Your instructions:
Below is a block of records. Copy every line in it that contains the word "this".

Entries shown:
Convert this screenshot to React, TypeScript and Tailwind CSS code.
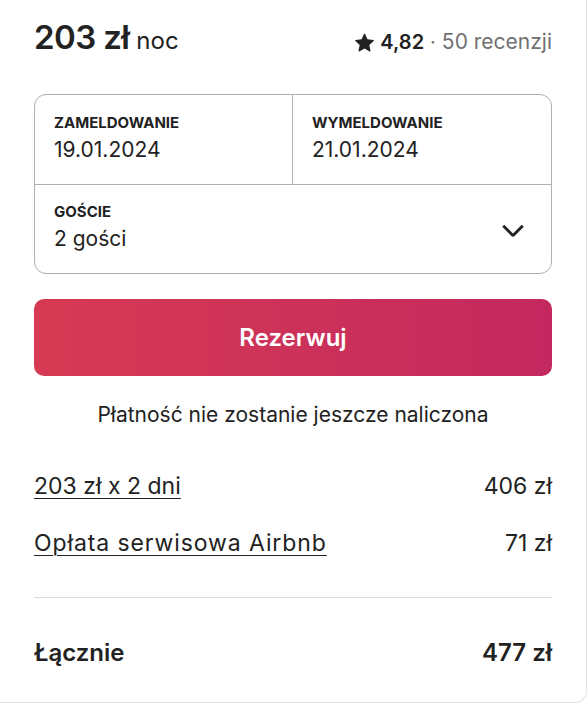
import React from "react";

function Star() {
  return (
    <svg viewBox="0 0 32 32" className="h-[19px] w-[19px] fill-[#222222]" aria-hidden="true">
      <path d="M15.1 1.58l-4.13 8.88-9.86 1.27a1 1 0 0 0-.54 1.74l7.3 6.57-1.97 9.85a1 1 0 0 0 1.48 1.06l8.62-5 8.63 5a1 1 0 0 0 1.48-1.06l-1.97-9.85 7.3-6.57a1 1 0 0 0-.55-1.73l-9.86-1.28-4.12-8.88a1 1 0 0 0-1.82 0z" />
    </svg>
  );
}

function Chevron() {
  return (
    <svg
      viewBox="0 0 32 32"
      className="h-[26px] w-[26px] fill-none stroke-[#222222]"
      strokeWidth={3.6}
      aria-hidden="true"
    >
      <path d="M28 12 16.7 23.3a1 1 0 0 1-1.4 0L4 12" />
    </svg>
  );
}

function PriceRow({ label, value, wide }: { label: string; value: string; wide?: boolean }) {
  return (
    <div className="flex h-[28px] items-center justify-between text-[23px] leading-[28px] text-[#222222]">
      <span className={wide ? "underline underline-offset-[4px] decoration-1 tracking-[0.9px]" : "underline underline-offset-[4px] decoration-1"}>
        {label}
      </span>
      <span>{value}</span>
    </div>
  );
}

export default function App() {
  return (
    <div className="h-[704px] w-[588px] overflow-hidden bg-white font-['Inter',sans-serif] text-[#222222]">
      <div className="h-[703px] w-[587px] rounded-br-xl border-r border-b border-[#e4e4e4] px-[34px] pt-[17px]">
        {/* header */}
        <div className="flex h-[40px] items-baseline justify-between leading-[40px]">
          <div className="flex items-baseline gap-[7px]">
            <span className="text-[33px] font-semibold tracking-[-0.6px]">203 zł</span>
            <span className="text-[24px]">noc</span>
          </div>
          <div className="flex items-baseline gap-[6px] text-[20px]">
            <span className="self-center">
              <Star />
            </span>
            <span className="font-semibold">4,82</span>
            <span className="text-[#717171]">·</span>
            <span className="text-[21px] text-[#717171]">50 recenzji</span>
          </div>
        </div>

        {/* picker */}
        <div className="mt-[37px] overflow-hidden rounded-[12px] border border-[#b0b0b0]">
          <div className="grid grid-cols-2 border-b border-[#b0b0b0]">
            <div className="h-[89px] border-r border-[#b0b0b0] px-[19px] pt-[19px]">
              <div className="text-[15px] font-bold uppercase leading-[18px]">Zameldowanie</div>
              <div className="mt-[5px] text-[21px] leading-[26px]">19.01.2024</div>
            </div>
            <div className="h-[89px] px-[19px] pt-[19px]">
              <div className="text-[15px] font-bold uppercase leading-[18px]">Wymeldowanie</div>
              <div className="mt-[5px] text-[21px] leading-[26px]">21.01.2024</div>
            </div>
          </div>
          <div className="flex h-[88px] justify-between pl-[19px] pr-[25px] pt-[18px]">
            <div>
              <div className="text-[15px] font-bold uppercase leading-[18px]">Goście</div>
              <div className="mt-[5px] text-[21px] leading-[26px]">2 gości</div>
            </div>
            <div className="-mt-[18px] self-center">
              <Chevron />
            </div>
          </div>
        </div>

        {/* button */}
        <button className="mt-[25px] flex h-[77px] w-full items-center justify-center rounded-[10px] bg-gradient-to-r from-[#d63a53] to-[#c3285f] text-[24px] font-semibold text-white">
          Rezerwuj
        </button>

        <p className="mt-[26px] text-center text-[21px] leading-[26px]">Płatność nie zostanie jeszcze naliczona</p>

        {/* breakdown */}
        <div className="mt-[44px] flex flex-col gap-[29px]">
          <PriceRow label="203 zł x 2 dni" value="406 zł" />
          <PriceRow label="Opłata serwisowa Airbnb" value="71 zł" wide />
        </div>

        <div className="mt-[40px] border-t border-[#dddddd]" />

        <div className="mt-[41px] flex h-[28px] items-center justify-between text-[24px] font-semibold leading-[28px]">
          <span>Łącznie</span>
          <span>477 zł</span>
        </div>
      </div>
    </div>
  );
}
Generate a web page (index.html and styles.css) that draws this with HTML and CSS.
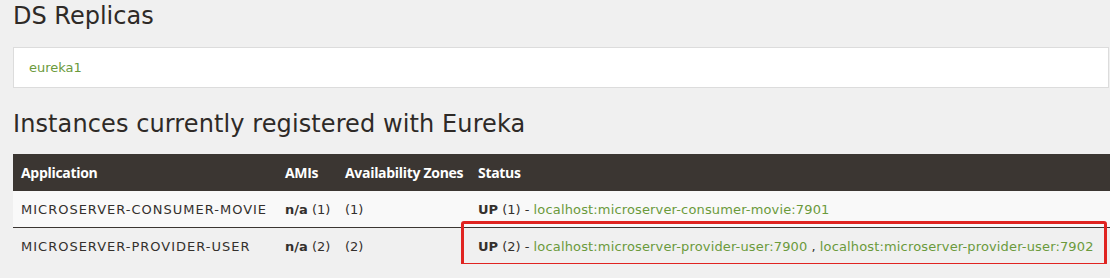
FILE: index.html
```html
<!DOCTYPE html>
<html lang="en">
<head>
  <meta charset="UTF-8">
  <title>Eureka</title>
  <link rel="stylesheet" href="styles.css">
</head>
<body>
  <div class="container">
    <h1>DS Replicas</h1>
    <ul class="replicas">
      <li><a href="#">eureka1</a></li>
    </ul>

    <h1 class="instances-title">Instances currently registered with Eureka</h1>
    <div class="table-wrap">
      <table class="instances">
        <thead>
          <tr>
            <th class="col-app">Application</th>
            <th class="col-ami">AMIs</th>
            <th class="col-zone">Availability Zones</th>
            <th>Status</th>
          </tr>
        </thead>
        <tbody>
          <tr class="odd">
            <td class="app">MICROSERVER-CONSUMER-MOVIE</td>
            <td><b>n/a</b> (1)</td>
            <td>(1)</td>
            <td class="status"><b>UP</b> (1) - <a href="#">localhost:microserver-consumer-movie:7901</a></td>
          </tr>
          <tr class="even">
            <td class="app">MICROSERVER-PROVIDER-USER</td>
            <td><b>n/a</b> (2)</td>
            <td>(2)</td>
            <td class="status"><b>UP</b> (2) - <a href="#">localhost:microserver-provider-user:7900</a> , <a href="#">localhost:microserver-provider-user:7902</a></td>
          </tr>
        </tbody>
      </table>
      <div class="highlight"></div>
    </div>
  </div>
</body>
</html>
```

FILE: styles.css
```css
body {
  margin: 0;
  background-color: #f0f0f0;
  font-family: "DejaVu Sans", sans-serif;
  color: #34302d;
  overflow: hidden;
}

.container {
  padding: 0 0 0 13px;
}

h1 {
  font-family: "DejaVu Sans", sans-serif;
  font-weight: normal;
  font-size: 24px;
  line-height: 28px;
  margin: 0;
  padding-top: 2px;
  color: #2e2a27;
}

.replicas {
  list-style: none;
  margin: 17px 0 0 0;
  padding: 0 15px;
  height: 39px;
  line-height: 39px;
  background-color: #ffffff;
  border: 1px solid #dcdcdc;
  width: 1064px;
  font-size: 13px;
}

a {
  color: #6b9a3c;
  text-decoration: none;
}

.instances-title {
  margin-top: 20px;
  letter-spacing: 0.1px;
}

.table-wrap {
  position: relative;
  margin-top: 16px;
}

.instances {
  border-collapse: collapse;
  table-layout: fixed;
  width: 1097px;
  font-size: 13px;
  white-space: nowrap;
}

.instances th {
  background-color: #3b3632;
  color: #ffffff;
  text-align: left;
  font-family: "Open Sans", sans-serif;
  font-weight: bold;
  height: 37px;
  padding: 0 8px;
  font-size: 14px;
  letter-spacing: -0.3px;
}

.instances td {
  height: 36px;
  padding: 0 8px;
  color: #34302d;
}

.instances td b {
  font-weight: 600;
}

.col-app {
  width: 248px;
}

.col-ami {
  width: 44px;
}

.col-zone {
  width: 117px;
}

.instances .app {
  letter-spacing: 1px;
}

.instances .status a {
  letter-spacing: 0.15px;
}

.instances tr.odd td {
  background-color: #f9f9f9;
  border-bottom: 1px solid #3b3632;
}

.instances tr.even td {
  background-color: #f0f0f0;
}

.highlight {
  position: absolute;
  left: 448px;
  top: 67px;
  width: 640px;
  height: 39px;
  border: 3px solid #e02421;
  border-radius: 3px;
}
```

Task solution:
Convert this screenshot to React, TypeScript and Tailwind CSS code.
Generate a web page (index.html and styles.css) that draws this with HTML and CSS.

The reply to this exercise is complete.